American automotive powerhouse, Lithia Motors, has made a second bid for UK-listed dealer group, Pendragon, in a proposed deal worth £280m. The sale will include Pendragon’s car dealership businesses, while its dealer management software business, Pinewood, will be spun out into a separate entity called Pinewood Technologies Inc.
Lithia’s offer encompasses £30m for shares in the spun-off Pinewood business and values the motors business at 16.5p per share. Shareholders will retain an 83.3% stake in the software business. As part of the deal, Lithia will assume all of Pendragon’s net bank debt and pension obligations.
Following the completion of the sale, Pendragon intends to return £240m to its shareholders. However, the deal is contingent on shareholder approval. Schroder Investment Management Limited, Briarwood Capital Partners LP, and other major shareholders, representing at least 26.5% of Pendragon’s shares, have expressed their support for the agreement. It remains to be seen whether Hedin, the group’s largest shareholder, will endorse the deal.
Lithia’s bid for Pendragon comes after speculation that the company was considering an acquisition of another UK dealership, Lookers. The acquisition of Pendragon’s assets will strengthen Lithia’s presence in the UK market. Pendragon CEO, Bill Berman, believes Lithia is well-positioned to build upon the progress made by Pendragon and is excited about the prospects of Pinewood as a standalone company.
Under the proposed agreement, Lithia will also establish a joint venture with Pinewood Technologies Inc to enter the North American market. Both companies will invest £10m each to facilitate the launch, targeting an EBITDA profit of approximately £27m by 2027.

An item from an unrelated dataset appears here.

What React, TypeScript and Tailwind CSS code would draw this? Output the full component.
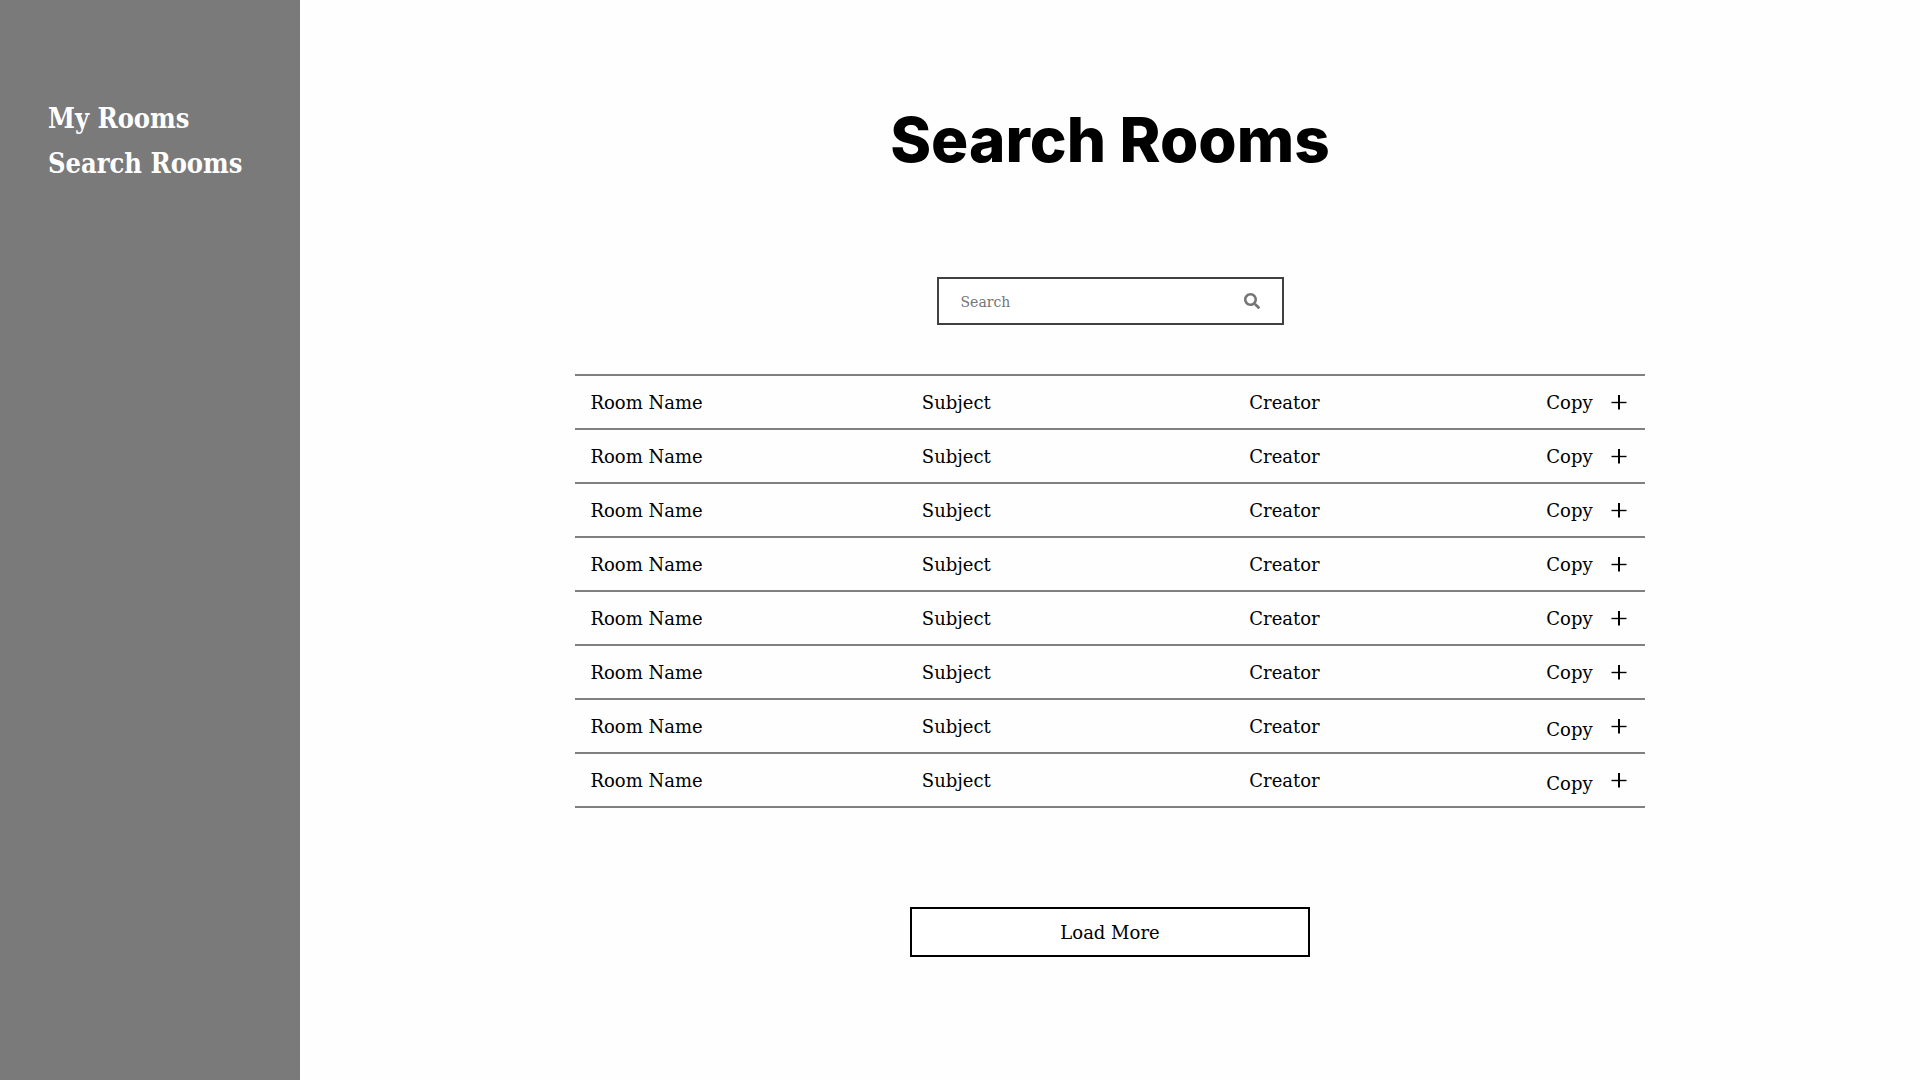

Bryan DeBoer, Lithia’s CEO, expressed enthusiasm about the partnership with Pinewood Technologies and acquisition of Pendragon’s UK motor and vehicle management divisions. He sees this as a significant step in delivering on their long-term growth strategy, expanding their global SaaS business, and strengthening their relationships with OEMs. Pendragon’s non-executive chairman, Ian Filby, believes the deal maximizes value for stakeholders and offers ongoing ownership in an exciting technology company.